INFORMATION PROVIDED:

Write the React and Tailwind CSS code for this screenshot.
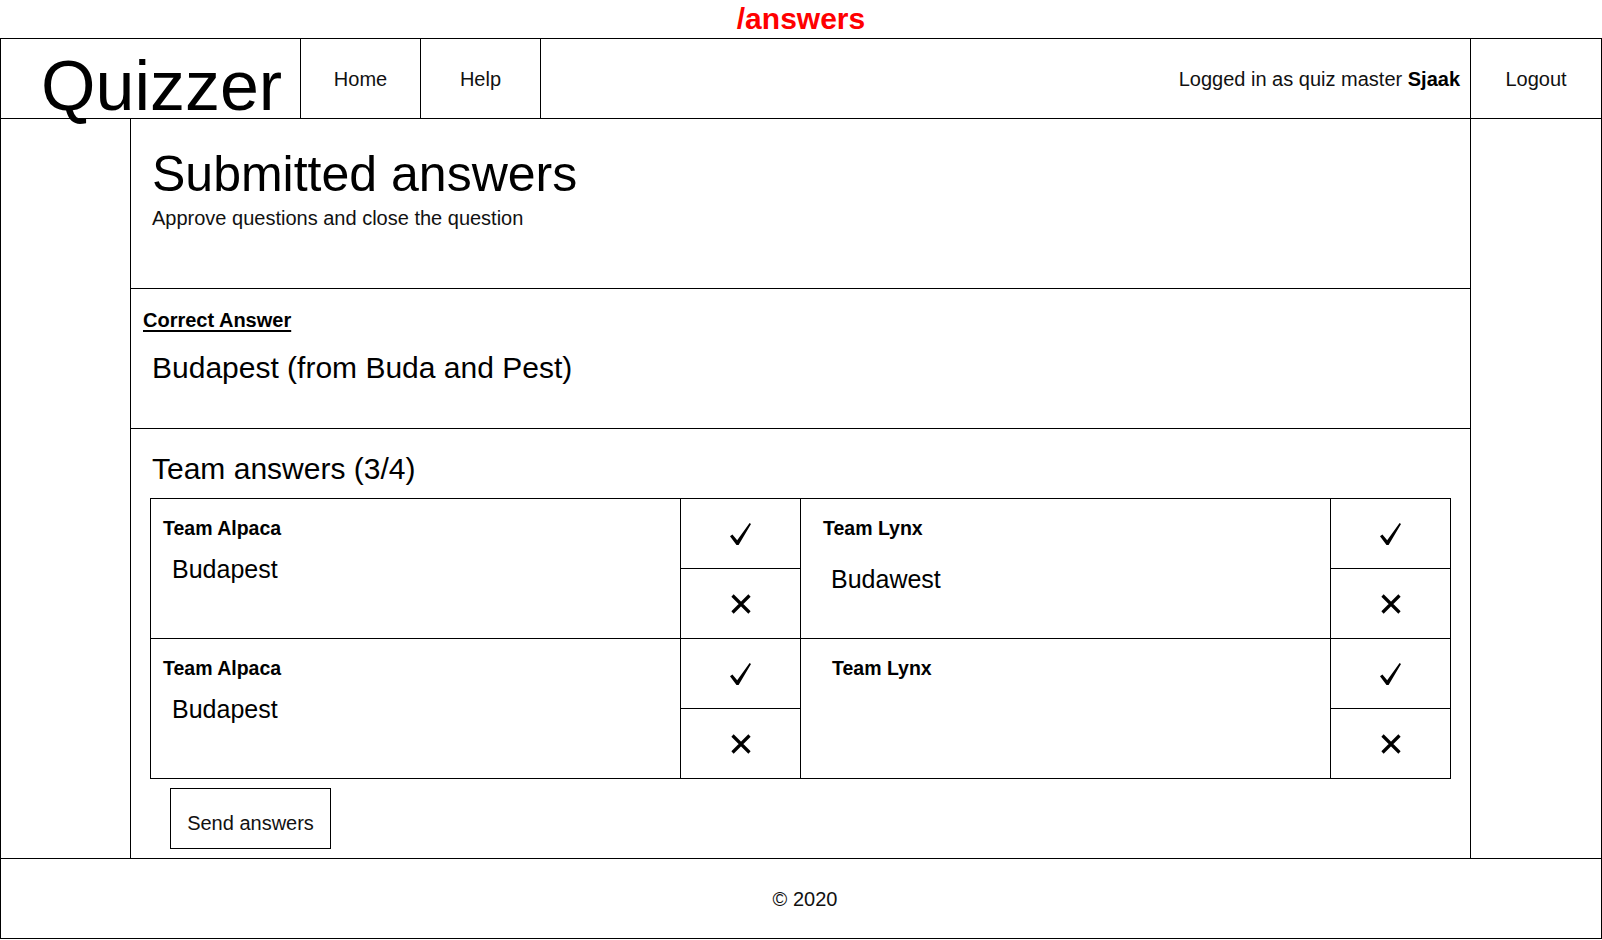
import React from "react";

const Check = () => (
  <svg width="21" height="22" viewBox="0 0 21 22">
    <path d="M0 13.3 L2.4 11.6 L7.2 17.2 L19.6 0 L21 0.9 L8.6 22 L6.5 22 Z" fill="#000" />
  </svg>
);

const Cross = () => (
  <svg width="20" height="20" viewBox="0 0 20 20">
    <path d="M1.5 1.5 L18.5 18.5 M18.5 1.5 L1.5 18.5" stroke="#000" strokeWidth="3.2" fill="none" />
  </svg>
);

const Buttons = () => (
  <div className="w-[120px] border-l border-black flex flex-col">
    <div className="h-[70px] border-b border-black flex items-center justify-center">
      <Check />
    </div>
    <div className="h-[69px] flex items-center justify-center">
      <Cross />
    </div>
  </div>
);

const AnswerCell = ({ team, answer, teamMl, answerMl, answerMt, left }) => (
  <div className={left ? "w-[529px] pt-[18px]" : "w-[530px] border-l border-black pt-[18px]"}>
    <div className={`${teamMl} text-[19.5px] leading-[23px] font-bold`}>{team}</div>
    {answer && (
      <div className={`${answerMl} ${answerMt} text-[25px] leading-[28px]`}>{answer}</div>
    )}
  </div>
);

const App = () => {
  return (
    <div className="w-[1602px] h-[940px] bg-white text-black font-['Liberation_Sans',Arial,sans-serif]">

      {/* ROUTE LABEL */}
      <div className="h-[38px] flex items-center justify-center text-[30px] leading-[38px] font-bold text-[#ff0000]">
        /answers
      </div>

      {/* HEADER */}
      <div className="h-[81px] border border-black flex">
        <div className="w-[300px] border-r border-black pl-[40px] pt-[12px]">
          <div className="text-[70px] leading-[70px] whitespace-nowrap">Quizzer</div>
        </div>
        <div className="w-[120px] border-r border-black flex items-center justify-center text-[20px] text-[#111]">Home</div>
        <div className="w-[120px] border-r border-black flex items-center justify-center text-[20px] text-[#111]">Help</div>
        <div className="flex-1 flex items-center justify-end pr-[10px] text-[20px] text-[#111]">
          Logged in as quiz master&nbsp;<span className="font-bold text-black">Sjaak</span>
        </div>
        <div className="w-[131px] border-l border-black flex items-center justify-center text-[20px] text-[#111]">Logout</div>
      </div>

      {/* MAIN */}
      <div className="h-[739px] border-x border-black flex">
        <div className="w-[130px] border-r border-black" />

        <div className="flex-1 flex flex-col">
          {/* TITLE */}
          <div className="h-[170px] border-b border-black pl-[21px] pt-[27px]">
            <h1 className="text-[50px] leading-[56px]">Submitted answers</h1>
            <p className="mt-[4px] text-[20px] leading-[24px] text-[#111]">Approve questions and close the question</p>
          </div>

          {/* CORRECT ANSWER */}
          <div className="h-[140px] border-b border-black pt-[19px]">
            <div className="pl-[12px] text-[20px] leading-[24px] font-bold underline underline-offset-[3px]">Correct Answer</div>
            <div className="pl-[21px] mt-[19px] text-[30px] leading-[34px]">Budapest (from Buda and Pest)</div>
          </div>

          {/* TEAM ANSWERS */}
          <div className="flex-1 pt-[23px]">
            <div className="pl-[21px] text-[30px] leading-[34px]">Team answers (3/4)</div>

            <div className="ml-[19px] mt-[12px] w-[1301px] border border-black">
              <div className="flex border-b border-black">
                <AnswerCell left team="Team Alpaca" answer="Budapest" teamMl="ml-[12px]" answerMl="ml-[21px]" answerMt="mt-[15px]" />
                <Buttons />
                <AnswerCell team="Team Lynx" answer="Budawest" teamMl="ml-[22px]" answerMl="ml-[30px]" answerMt="mt-[25px]" />
                <Buttons />
              </div>
              <div className="flex">
                <AnswerCell left team="Team Alpaca" answer="Budapest" teamMl="ml-[12px]" answerMl="ml-[21px]" answerMt="mt-[15px]" />
                <Buttons />
                <AnswerCell team="Team Lynx" teamMl="ml-[31px]" />
                <Buttons />
              </div>
            </div>

            <button className="ml-[39px] mt-[9px] w-[161px] h-[61px] pt-[8px] border border-black flex items-center justify-center text-[20px] text-[#111] bg-white">
              Send answers
            </button>
          </div>
        </div>

        <div className="w-[131px] border-l border-black" />
      </div>

      {/* FOOTER */}
      <div className="h-[81px] border border-black flex items-center justify-center pl-[8px] text-[20px] text-[#111]">
        © 2020
      </div>
    </div>
  );
};

export default App;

STATED EXERCISE: Which lines contain "React"? Show each of them.

WORKED ANSWER:
Write the React and Tailwind CSS code for this screenshot.
import React from "react";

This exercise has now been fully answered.